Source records
==*==
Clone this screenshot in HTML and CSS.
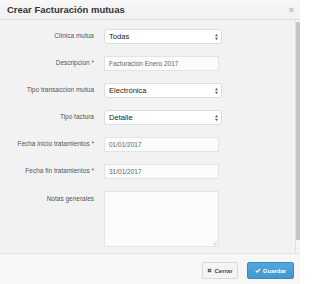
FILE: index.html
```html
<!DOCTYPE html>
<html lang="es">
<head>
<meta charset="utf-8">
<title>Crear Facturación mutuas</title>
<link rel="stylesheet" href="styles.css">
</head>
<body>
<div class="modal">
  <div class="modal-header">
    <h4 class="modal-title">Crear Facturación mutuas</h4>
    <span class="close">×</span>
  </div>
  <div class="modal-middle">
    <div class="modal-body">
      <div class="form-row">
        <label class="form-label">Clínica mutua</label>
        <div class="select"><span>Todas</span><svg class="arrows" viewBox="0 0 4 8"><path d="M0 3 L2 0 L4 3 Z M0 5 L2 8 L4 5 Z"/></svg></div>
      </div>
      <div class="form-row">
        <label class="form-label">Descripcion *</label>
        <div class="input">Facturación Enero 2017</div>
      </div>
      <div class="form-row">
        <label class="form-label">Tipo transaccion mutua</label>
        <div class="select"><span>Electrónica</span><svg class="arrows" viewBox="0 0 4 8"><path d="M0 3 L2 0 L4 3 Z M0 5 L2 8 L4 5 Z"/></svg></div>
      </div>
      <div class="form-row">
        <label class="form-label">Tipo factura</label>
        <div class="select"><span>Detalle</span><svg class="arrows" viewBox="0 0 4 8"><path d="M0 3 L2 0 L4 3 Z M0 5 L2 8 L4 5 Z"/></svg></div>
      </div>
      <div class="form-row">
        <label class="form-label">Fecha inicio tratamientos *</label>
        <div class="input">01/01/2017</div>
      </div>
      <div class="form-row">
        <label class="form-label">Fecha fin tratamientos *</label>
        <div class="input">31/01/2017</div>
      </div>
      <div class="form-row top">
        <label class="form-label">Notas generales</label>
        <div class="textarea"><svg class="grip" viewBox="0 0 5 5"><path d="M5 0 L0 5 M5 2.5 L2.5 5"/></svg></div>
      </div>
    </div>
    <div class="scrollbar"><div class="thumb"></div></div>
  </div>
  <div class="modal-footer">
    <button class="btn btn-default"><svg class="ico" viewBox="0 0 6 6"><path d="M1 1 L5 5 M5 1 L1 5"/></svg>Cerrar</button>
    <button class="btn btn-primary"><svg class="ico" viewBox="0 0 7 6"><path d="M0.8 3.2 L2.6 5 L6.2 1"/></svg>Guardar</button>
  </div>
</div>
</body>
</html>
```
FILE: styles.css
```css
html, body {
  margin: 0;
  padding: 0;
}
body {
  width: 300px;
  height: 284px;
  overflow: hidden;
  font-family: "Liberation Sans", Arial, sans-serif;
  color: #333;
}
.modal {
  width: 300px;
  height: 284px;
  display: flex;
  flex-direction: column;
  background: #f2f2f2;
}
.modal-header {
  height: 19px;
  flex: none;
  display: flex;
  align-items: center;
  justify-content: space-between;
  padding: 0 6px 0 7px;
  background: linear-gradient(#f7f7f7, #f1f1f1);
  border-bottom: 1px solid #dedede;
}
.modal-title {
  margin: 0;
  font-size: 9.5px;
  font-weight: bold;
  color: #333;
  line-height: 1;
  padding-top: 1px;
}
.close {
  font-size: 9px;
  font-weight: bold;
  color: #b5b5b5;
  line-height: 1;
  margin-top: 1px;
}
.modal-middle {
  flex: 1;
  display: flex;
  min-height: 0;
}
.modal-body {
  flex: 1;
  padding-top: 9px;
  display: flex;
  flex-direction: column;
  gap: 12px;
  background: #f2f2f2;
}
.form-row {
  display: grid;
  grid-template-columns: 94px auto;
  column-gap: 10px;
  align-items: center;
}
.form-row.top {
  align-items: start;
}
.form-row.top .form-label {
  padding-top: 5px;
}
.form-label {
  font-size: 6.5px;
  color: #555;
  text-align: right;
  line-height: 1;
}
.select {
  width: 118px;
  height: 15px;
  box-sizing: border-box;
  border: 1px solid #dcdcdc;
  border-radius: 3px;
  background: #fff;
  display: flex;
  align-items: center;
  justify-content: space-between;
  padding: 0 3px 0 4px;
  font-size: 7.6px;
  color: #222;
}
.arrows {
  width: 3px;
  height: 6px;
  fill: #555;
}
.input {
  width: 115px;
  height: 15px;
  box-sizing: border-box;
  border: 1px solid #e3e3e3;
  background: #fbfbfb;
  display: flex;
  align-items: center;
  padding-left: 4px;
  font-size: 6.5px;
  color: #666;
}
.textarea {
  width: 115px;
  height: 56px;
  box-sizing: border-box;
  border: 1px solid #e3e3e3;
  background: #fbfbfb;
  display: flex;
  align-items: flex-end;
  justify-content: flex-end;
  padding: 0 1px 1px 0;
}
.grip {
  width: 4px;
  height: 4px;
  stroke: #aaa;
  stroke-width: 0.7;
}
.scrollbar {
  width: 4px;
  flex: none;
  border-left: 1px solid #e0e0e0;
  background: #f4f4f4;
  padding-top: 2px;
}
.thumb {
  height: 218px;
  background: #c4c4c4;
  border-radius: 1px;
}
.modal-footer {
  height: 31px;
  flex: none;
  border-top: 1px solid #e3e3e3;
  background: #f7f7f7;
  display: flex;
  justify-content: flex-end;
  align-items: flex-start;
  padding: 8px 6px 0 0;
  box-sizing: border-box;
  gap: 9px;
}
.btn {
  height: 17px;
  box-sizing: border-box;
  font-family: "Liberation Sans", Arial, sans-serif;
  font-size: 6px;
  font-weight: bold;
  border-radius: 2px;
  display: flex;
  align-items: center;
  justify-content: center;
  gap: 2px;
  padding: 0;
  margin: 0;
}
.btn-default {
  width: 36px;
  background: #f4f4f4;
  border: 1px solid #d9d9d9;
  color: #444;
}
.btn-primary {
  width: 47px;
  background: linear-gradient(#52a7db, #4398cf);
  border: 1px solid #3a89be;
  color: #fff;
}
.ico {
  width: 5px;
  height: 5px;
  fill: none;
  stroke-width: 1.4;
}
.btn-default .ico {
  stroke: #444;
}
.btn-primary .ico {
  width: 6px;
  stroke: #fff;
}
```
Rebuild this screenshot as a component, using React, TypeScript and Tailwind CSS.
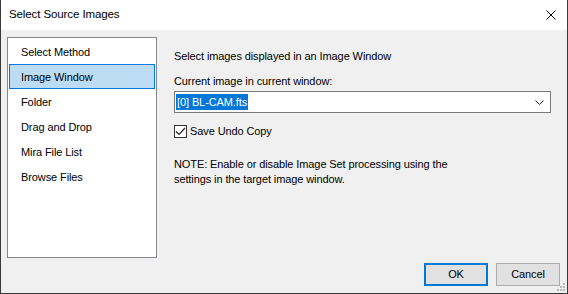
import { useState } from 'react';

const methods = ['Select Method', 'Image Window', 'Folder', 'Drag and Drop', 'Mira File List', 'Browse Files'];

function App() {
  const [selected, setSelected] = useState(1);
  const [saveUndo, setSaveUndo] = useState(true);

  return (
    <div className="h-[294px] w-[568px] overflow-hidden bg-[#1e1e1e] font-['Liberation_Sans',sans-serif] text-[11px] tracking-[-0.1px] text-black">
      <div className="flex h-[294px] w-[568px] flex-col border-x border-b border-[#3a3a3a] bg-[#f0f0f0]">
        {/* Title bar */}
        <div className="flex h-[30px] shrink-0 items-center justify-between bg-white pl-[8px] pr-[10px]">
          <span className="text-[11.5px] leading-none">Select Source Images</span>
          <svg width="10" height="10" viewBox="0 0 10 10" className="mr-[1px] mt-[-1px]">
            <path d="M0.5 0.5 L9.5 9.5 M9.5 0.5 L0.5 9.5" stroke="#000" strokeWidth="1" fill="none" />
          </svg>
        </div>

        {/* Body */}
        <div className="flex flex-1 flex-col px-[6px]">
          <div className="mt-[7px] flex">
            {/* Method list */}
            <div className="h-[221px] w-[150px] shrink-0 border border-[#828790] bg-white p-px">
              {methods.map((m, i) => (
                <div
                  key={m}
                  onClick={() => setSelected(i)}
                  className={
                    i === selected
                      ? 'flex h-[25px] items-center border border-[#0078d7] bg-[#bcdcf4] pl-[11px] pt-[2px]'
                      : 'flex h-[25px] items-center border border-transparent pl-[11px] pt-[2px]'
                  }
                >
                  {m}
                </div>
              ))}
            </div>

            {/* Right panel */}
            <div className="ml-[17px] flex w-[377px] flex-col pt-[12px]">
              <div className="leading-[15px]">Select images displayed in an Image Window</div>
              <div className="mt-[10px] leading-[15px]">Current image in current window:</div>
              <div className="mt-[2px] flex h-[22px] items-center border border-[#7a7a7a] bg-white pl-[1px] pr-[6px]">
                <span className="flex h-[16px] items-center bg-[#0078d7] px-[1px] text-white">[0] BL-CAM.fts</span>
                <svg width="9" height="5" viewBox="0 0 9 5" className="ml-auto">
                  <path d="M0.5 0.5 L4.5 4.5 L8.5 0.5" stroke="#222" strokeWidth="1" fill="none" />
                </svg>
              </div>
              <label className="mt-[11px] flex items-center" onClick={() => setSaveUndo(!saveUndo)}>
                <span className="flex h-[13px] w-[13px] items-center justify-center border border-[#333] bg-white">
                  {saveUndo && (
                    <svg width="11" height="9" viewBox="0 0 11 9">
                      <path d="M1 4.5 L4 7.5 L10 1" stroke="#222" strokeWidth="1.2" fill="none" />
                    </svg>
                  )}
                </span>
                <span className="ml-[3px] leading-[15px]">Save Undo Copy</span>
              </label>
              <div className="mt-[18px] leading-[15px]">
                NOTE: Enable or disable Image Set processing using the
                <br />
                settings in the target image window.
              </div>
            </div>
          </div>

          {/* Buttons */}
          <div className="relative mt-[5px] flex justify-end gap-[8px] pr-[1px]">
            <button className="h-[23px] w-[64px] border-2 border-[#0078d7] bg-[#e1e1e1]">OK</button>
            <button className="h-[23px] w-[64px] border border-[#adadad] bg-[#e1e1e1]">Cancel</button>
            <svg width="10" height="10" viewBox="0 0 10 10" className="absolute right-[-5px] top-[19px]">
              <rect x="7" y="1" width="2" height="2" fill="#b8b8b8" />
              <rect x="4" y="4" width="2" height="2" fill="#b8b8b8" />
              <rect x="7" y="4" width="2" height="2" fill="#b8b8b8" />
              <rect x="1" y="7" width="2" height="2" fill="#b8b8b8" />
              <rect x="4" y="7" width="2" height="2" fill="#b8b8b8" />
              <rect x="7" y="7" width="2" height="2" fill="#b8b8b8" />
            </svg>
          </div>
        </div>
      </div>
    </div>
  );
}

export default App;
==*==
BRIEF:
Look above and copy only the lines from the one holding "Rebuild this screenshot" to the one holding "const [saveUndo, setSaveUndo]", both included, exactly, minus the pictures.

RESPONSE TO THIS EXERCISE:
Rebuild this screenshot as a component, using React, TypeScript and Tailwind CSS.
import { useState } from 'react';

const methods = ['Select Method', 'Image Window', 'Folder', 'Drag and Drop', 'Mira File List', 'Browse Files'];

function App() {
  const [selected, setSelected] = useState(1);
  const [saveUndo, setSaveUndo] = useState(true);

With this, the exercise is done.